Informed Comment

Thoughts on the Middle East, History, and Religion

Juan Cole is President of the Global Americana Institute

Thursday, June 05, 2003

*"BAGHDAD (Reuters) - One U.S. soldier was killed and five were wounded when an assailant fired a rocket-propelled grenade at them in the restive Iraqi town of Falluja on Thursday, the U.S. military said. It said the wounded soldiers, from the Third Armored Cavalry Regiment of the 101st Airborne Division, had been driven to a local military medical facility.". Falluja is a little town of 30,000 west of Baghdad, where the population is Sunni and had been either pro-Saddam or Sunni fundamentalist. The local Sunni Friday prayers leader routinely attacks the US. The LA Times also reports that nasty rumors about American plans for Iraq abound in places like Falluja. The US does a bit of broadcasting of real news, but most people still don't have electricity, or if they have it, it is only on for a couple of hours a day, so they can't receive the broadcasts! An extra 1500 US troops were deployed at Falluja and An Nahiya on Wednesday.

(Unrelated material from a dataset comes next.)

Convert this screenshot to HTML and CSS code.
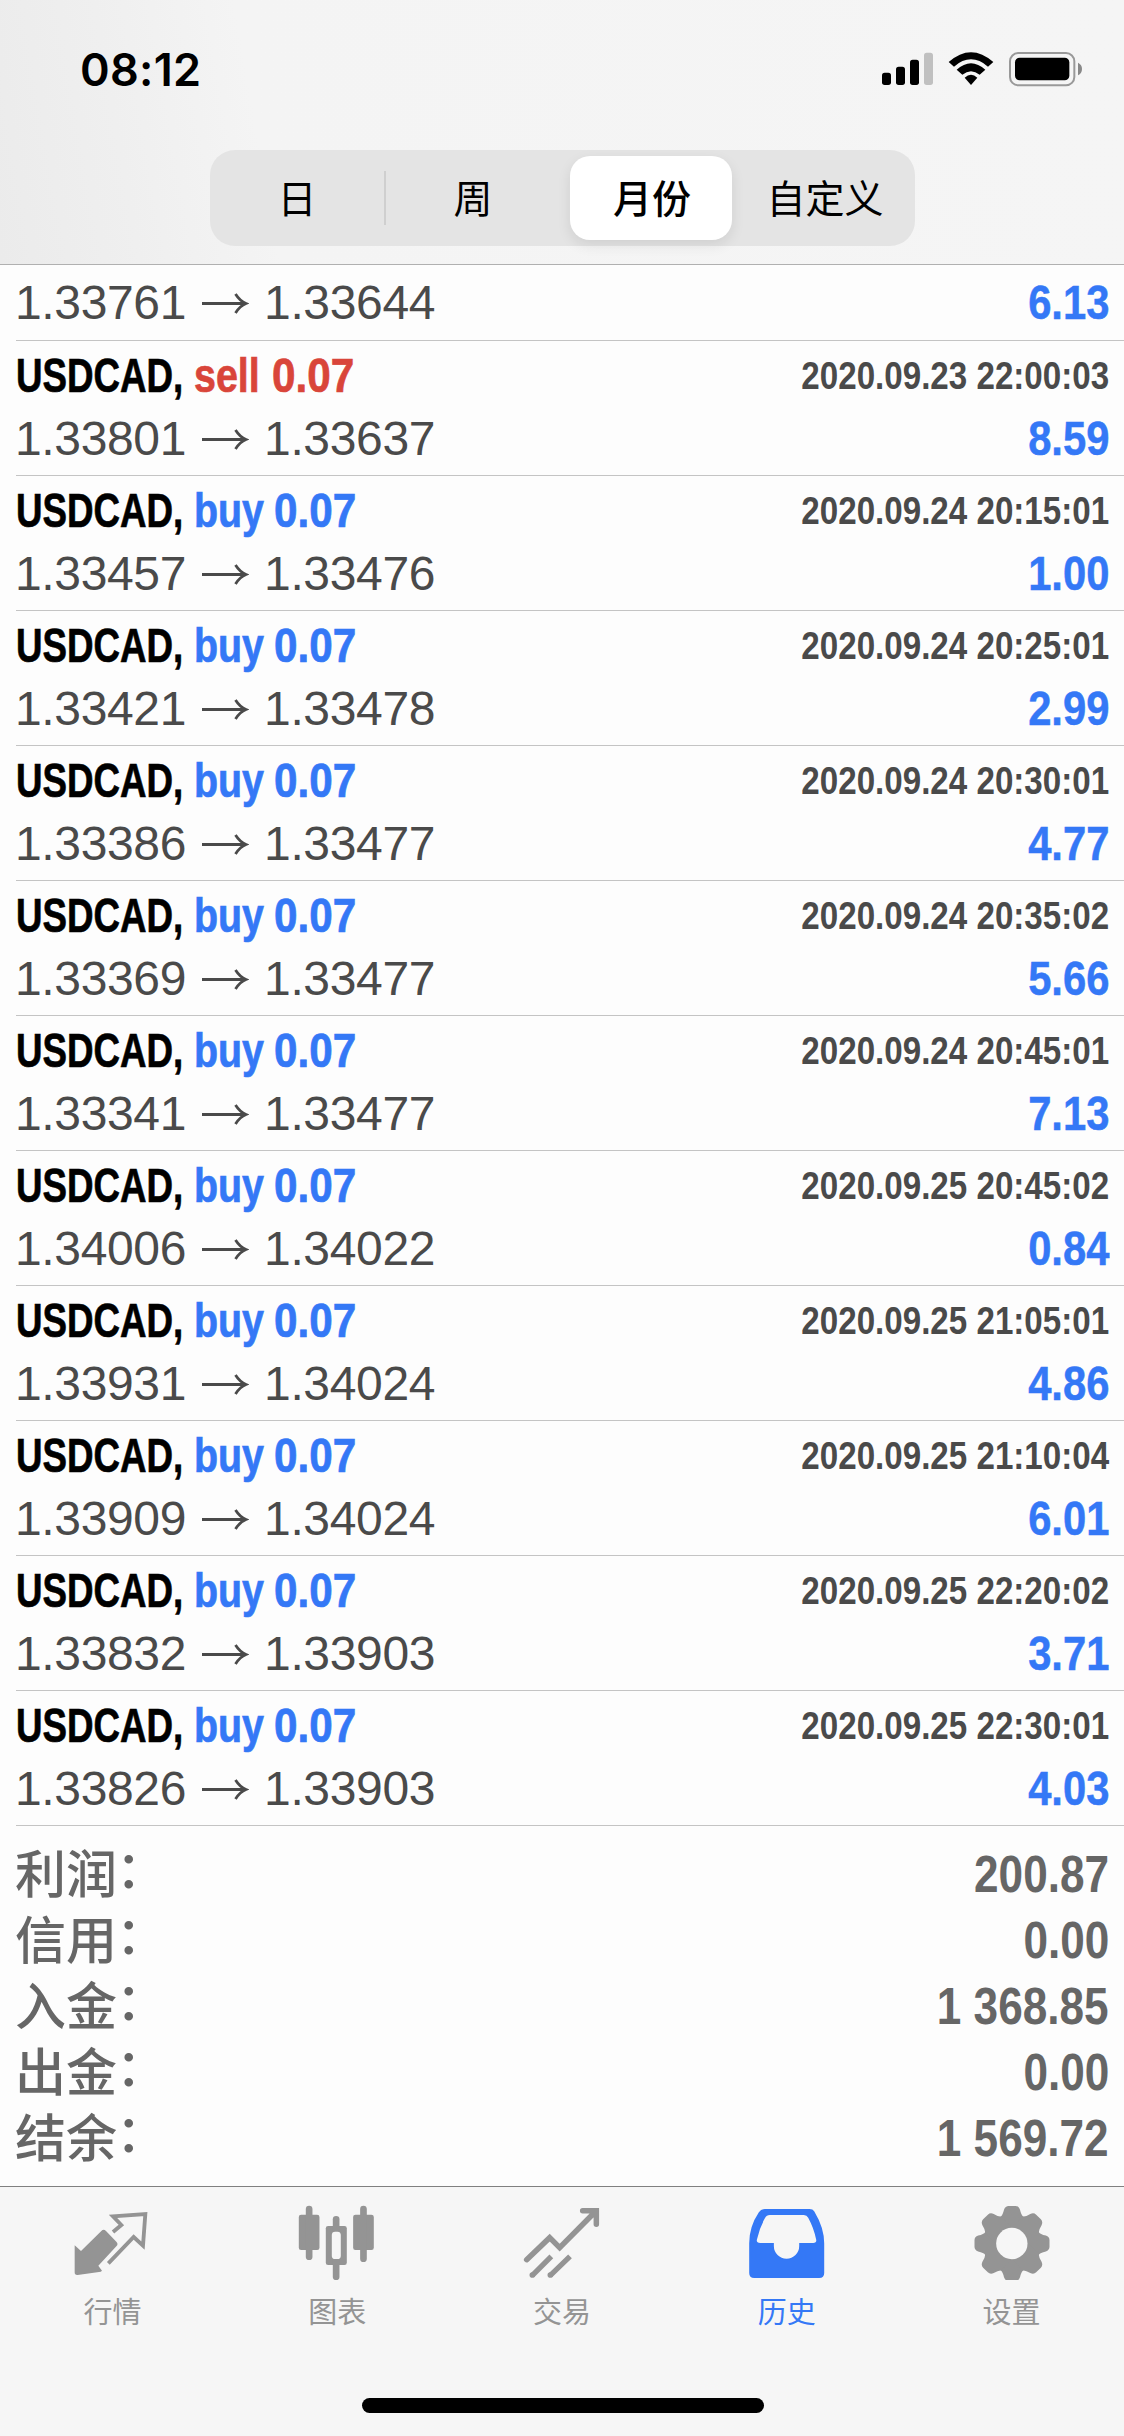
FILE: index.html
```html
<!DOCTYPE html>
<html lang="zh-CN">
<head>
<meta charset="utf-8">
<title>历史</title>
<link rel="stylesheet" href="styles.css">
</head>
<body>
<svg width="0" height="0" class="defs">
  <symbol id="arrow" viewBox="0 0 48 24"><path d="M1 12.5H44.500M34.500 3C37 7 40 10.5 45 12.5C40 14.5 37 18 34.500 22" fill="none" stroke="#4a4a4a" stroke-width="2.8"/></symbol>
</svg>
<header class="header">
  <div class="status">
    <span class="clock">08:12</span>
    <svg class="status-icons" viewBox="0 0 690 180">
      <rect x="36" y="98" width="27" height="37" rx="8"/>
      <rect x="78" y="80" width="27" height="55" rx="8"/>
      <rect x="120" y="59" width="27" height="76" rx="8"/>
      <rect x="162" y="38" width="27" height="97" rx="8" fill="#c0c0c0"/>
      <path d="M236 66Q303 7 370 66L354 80Q303 36 252 80Z"/>
      <path d="M260 89Q303 50 346 89L329 104Q303 83 277 104Z"/>
      <path d="M284 113Q303 96 322 113L303 135Z"/>
      <rect x="420" y="39" width="193" height="97" rx="25" fill="none" stroke="#999" stroke-width="6"/>
      <rect x="435" y="53" width="163" height="68" rx="14"/>
      <path d="M624 68Q636 74 636 87Q636 100 624 106Z" fill="#888"/>
    </svg>
  </div>
  <nav class="segments">
    <span class="segment">日</span><i class="divider"></i>
    <span class="segment">周</span>
    <span class="segment selected">月份</span>
    <span class="segment">自定义</span>
  </nav>
</header>
<main class="deals">
  <section class="deal partial"><div class="line prices"><span class="price">1.33761 <svg class="arrow"><use href="#arrow"/></svg> 1.33644</span><b class="profit">6.13</b></div></section>
  <section class="deal"><div class="line head"><b class="symbol">USDCAD,</b><b class="side sell">sell</b><b class="volume sell sell-volume">0.07</b><b class="time">2020.09.23 22:00:03</b></div><div class="line prices"><span class="price">1.33801 <svg class="arrow"><use href="#arrow"/></svg> 1.33637</span><b class="profit">8.59</b></div></section>
  <section class="deal"><div class="line head"><b class="symbol">USDCAD,</b><b class="side">buy</b><b class="volume">0.07</b><b class="time">2020.09.24 20:15:01</b></div><div class="line prices"><span class="price">1.33457 <svg class="arrow"><use href="#arrow"/></svg> 1.33476</span><b class="profit">1.00</b></div></section>
  <section class="deal"><div class="line head"><b class="symbol">USDCAD,</b><b class="side">buy</b><b class="volume">0.07</b><b class="time">2020.09.24 20:25:01</b></div><div class="line prices"><span class="price">1.33421 <svg class="arrow"><use href="#arrow"/></svg> 1.33478</span><b class="profit">2.99</b></div></section>
  <section class="deal"><div class="line head"><b class="symbol">USDCAD,</b><b class="side">buy</b><b class="volume">0.07</b><b class="time">2020.09.24 20:30:01</b></div><div class="line prices"><span class="price">1.33386 <svg class="arrow"><use href="#arrow"/></svg> 1.33477</span><b class="profit">4.77</b></div></section>
  <section class="deal"><div class="line head"><b class="symbol">USDCAD,</b><b class="side">buy</b><b class="volume">0.07</b><b class="time">2020.09.24 20:35:02</b></div><div class="line prices"><span class="price">1.33369 <svg class="arrow"><use href="#arrow"/></svg> 1.33477</span><b class="profit">5.66</b></div></section>
  <section class="deal"><div class="line head"><b class="symbol">USDCAD,</b><b class="side">buy</b><b class="volume">0.07</b><b class="time">2020.09.24 20:45:01</b></div><div class="line prices"><span class="price">1.33341 <svg class="arrow"><use href="#arrow"/></svg> 1.33477</span><b class="profit">7.13</b></div></section>
  <section class="deal"><div class="line head"><b class="symbol">USDCAD,</b><b class="side">buy</b><b class="volume">0.07</b><b class="time">2020.09.25 20:45:02</b></div><div class="line prices"><span class="price">1.34006 <svg class="arrow"><use href="#arrow"/></svg> 1.34022</span><b class="profit">0.84</b></div></section>
  <section class="deal"><div class="line head"><b class="symbol">USDCAD,</b><b class="side">buy</b><b class="volume">0.07</b><b class="time">2020.09.25 21:05:01</b></div><div class="line prices"><span class="price">1.33931 <svg class="arrow"><use href="#arrow"/></svg> 1.34024</span><b class="profit">4.86</b></div></section>
  <section class="deal"><div class="line head"><b class="symbol">USDCAD,</b><b class="side">buy</b><b class="volume">0.07</b><b class="time">2020.09.25 21:10:04</b></div><div class="line prices"><span class="price">1.33909 <svg class="arrow"><use href="#arrow"/></svg> 1.34024</span><b class="profit">6.01</b></div></section>
  <section class="deal"><div class="line head"><b class="symbol">USDCAD,</b><b class="side">buy</b><b class="volume">0.07</b><b class="time">2020.09.25 22:20:02</b></div><div class="line prices"><span class="price">1.33832 <svg class="arrow"><use href="#arrow"/></svg> 1.33903</span><b class="profit">3.71</b></div></section>
  <section class="deal"><div class="line head"><b class="symbol">USDCAD,</b><b class="side">buy</b><b class="volume">0.07</b><b class="time">2020.09.25 22:30:01</b></div><div class="line prices"><span class="price">1.33826 <svg class="arrow"><use href="#arrow"/></svg> 1.33903</span><b class="profit">4.03</b></div></section>
</main>
<section class="summary">
  <div class="total"><span class="name">利润<i class="colon">：</i></span><b class="amount">200.87</b></div>
  <div class="total"><span class="name">信用<i class="colon">：</i></span><b class="amount">0.00</b></div>
  <div class="total"><span class="name">入金<i class="colon">：</i></span><b class="amount">1 368.85</b></div>
  <div class="total"><span class="name">出金<i class="colon">：</i></span><b class="amount">0.00</b></div>
  <div class="total"><span class="name">结余<i class="colon">：</i></span><b class="amount">1 569.72</b></div>
</section>
<footer class="footer">
  <nav class="tabs">
    <a class="tab">
      <svg class="tab-icon" viewBox="37 15 240 240">
        <path d="M45 151L64 168L125 108Q132 101 139 108L170 140Q177 147 170 154L116 212L127 227Q124 231 118 231L54 240Q45 241 45 232Z" fill="#949494"/>
        <path d="M160 111L185 90L160 64L257 57L250 152L222 126L146 205" fill="none" stroke="#949494" stroke-width="11.5"/>
      </svg>行情</a>
    <a class="tab">
      <svg class="tab-icon" viewBox="711.6 15 240 240">
        <g fill="#949494">
          <rect x="717" y="59" width="62" height="106" rx="7"/><rect x="738" y="32" width="20" height="163" rx="10"/>
          <rect x="880" y="59" width="62" height="106" rx="7"/><rect x="901" y="32" width="20" height="169" rx="10"/>
          <rect x="798" y="93" width="63" height="117" rx="7"/><rect x="819" y="63" width="20" height="192" rx="10"/>
        </g>
        <rect x="816" y="110" width="27" height="82" rx="10" fill="#f6f6f6"/>
      </svg>图表</a>
    <a class="tab">
      <svg class="tab-icon" viewBox="36 15 240 240">
        <path d="M50 194L119 128L149 158L258 48M218 47H259V88" fill="none" stroke="#949494" stroke-width="16.5" stroke-linecap="round"/>
        <path d="M67 241L124 184M121 241L180 184" fill="none" stroke="#949494" stroke-width="16"/>
        <circle cx="67" cy="240" r="8.5" fill="#949494"/><circle cx="121" cy="240" r="8.5" fill="#949494"/>
      </svg>交易</a>
    <a class="tab active">
      <svg class="tab-icon" viewBox="710.4 15 240 240">
        <path fill="#3478f6" fill-rule="evenodd" d="M764 42H898Q908 42 912 49Q942 99 942 145V234Q942 249 927 249H732Q717 249 717 234V145Q717 95 746 52Q752 42 764 42ZM779 60Q769 60 764 70Q748 98 740 134Q738 144 750 144H791V153A38 38 0 0 0 867 153V144H909Q920 144 918 134Q911 99 894 68Q890 60 881 60Z"/>
      </svg>历史</a>
    <a class="tab">
      <svg class="tab-icon" viewBox="95 15 240 240">
        <g fill="#949494">
          <circle cx="215" cy="145.500" r="87"/>
          <path id="cog" d="M181 65Q187 61 191 44Q195 33 205 33H225Q235 33 239 44Q243 61 249 65V226Q243 230 239 247Q235 258 225 258H205Q195 258 191 247Q187 230 181 226Z"/>
          <use href="#cog" transform="rotate(45 215 145.500)"/>
          <use href="#cog" transform="rotate(90 215 145.500)"/>
          <use href="#cog" transform="rotate(135 215 145.500)"/>
        </g>
        <circle cx="214.500" cy="145.500" r="47" fill="#f6f6f6"/>
      </svg>设置</a>
  </nav>
  <div class="home"></div>
</footer>
</body>
</html>
```

FILE: styles.css
```css
* { box-sizing: border-box; }
body {
  margin: 0;
  width: 1124px;
  height: 2436px;
  background: #fdfdfd;
  font-family: "Liberation Sans", "Noto Sans CJK SC", sans-serif;
  display: flex;
  flex-direction: column;
  overflow: hidden;
}
.defs { display: none; }
.header {
  height: 265px;
  flex: none;
  border-bottom: 1px solid #b0b0b0;
  background: linear-gradient(80deg, #ebebeb 0, #efefef 12%, #f4f4f4 24%, #f5f5f5 100%);
}
.status {
  height: 150px;
  display: flex;
  justify-content: space-between;
  padding: 40px 24px 0 80px;
}
.clock {
  font: 600 45px/60px Inter, sans-serif;
  letter-spacing: 0.3px;
}
.status-icons { width: 230px; height: 60px; }
.segments {
  width: 705px;
  height: 96px;
  margin-left: 210px;
  padding: 6px 0;
  border-radius: 25px;
  background: #e4e4e4;
  display: flex;
  align-items: center;
}
.segment {
  width: 174px;
  height: 84px;
  text-align: center;
  font: 400 39px/80px "Noto Sans CJK SC", sans-serif;
}
.divider { width: 2px; height: 54px; background: #cfcfcf; }
.segment.selected {
  width: 162px;
  margin: 0 6px 0 10px;
  padding-left: 2px;
  border-radius: 20px;
  background: #fff;
  font-weight: 500;
  box-shadow: 0 5px 14px rgba(0, 0, 0, .09);
}
.deal {
  height: 135px;
  margin-left: 16px;
  padding: 3px 15px 0 0;
  border-bottom: 1px solid #c4c4c4;
}
.deal.partial { height: 76px; padding-top: 8px; }
.line { display: flex; white-space: nowrap; }
.head { height: 65px; font-size: 48px; line-height: 64px; }
.prices { height: 60px; justify-content: space-between; font-size: 48px; line-height: 60px; }
.price { color: #4a4a4a; margin-left: -1px; letter-spacing: -0.35px; }
.arrow { width: 48px; height: 24px; margin: 0 2px 4px 2px; vertical-align: baseline; }
.symbol, .side, .volume {
  transform-origin: left;
  color: #3478f6;
  -webkit-text-stroke: 0.7px currentColor;
}
.symbol { width: 178px; color: #000; transform: scaleX(.765); }
.side { width: 80px; transform: scaleX(.82); }
.volume { width: 90px; transform: scaleX(.88); }
.side.sell { width: 78px; }
.side.sell, .volume.sell { color: #d9453a; }
.time {
  margin-left: auto;
  color: #4a4a4a;
  font-size: 39px;
  line-height: 63px;
  transform: scaleX(.85);
  transform-origin: right;
}
.profit {
  color: #3478f6;
  -webkit-text-stroke: 0.5px currentColor;
  transform: scaleX(.87);
  transform-origin: right;
}
.summary { height: 360px; padding: 15px 15px 0 15px; color: #666; }
.total { height: 66px; display: flex; justify-content: space-between; }
.name { font: 500 51px/60px "Noto Sans CJK SC", sans-serif; }
.colon { display: inline-block; font-style: normal; line-height: 60px; transform: translate(-1px, -5px); }
.amount { font-size: 51px; line-height: 68px; transform: scaleX(.865); transform-origin: right; }
.footer {
  height: 250px;
  border-top: 1px solid #808080;
  background: #f6f6f6;
}
.tabs { display: flex; height: 211px; padding-top: 13px; }
.tab {
  flex: 1;
  display: flex;
  flex-direction: column;
  align-items: center;
  color: #949494;
  font: 400 29px/42px "Noto Sans CJK SC", sans-serif;
  gap: 9px;
}
.tab.active { color: #3478f6; }
.tab-icon { width: 80px; height: 80px; }
.home { width: 402px; height: 15px; margin: 0 auto 0 362px; border-radius: 8px; background: #000; }
```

*Iraq is facing a mammoth public health crisis if the Ministry of Health is not quickly reconstitued, says CARE International. The main threat is that continued lack of access by most Iraqis to clean water (because the US knocked out a lot of the electricity used for water processing plants) will produce an epidemic of diarrhea. In a country like Iraq, diarrhea is deadly and kills lots of people, especially babies and children. (It produces dehydration, which is what really does the killing). CARE noted that 125,000 babies have been born in Iraq since the war began, and none of them got a tuberculosis shot, e.g.. The LA Times is also reporting that there are large numbers of street children in Iraq, many of them orphans whose parents were killed in or fled from the war. Many orphanages were looted and cannot care for the many new charges. The US is doing little for them, and they are often afraid of the troops. The Shiite religious leaders in places like East Baghdad are, however, taking care of them, and providing other social services. This "service gap" could become extremely important in subsequent Iraqi politics.

*The NYT is reporting that Kurdish leader Masoud Barzani will go to Najaf to consult with Grand Ayatollah Ali Sistani and Ayatollah Muhammad Baqir al-Hakim about ways of pressuring the US to transition quickly to an Iraqi interim government. A Shiite-Kurdish consensus on this issue would be important. If Sistani takes a stand, it will be the first substantive intervention by him in politics.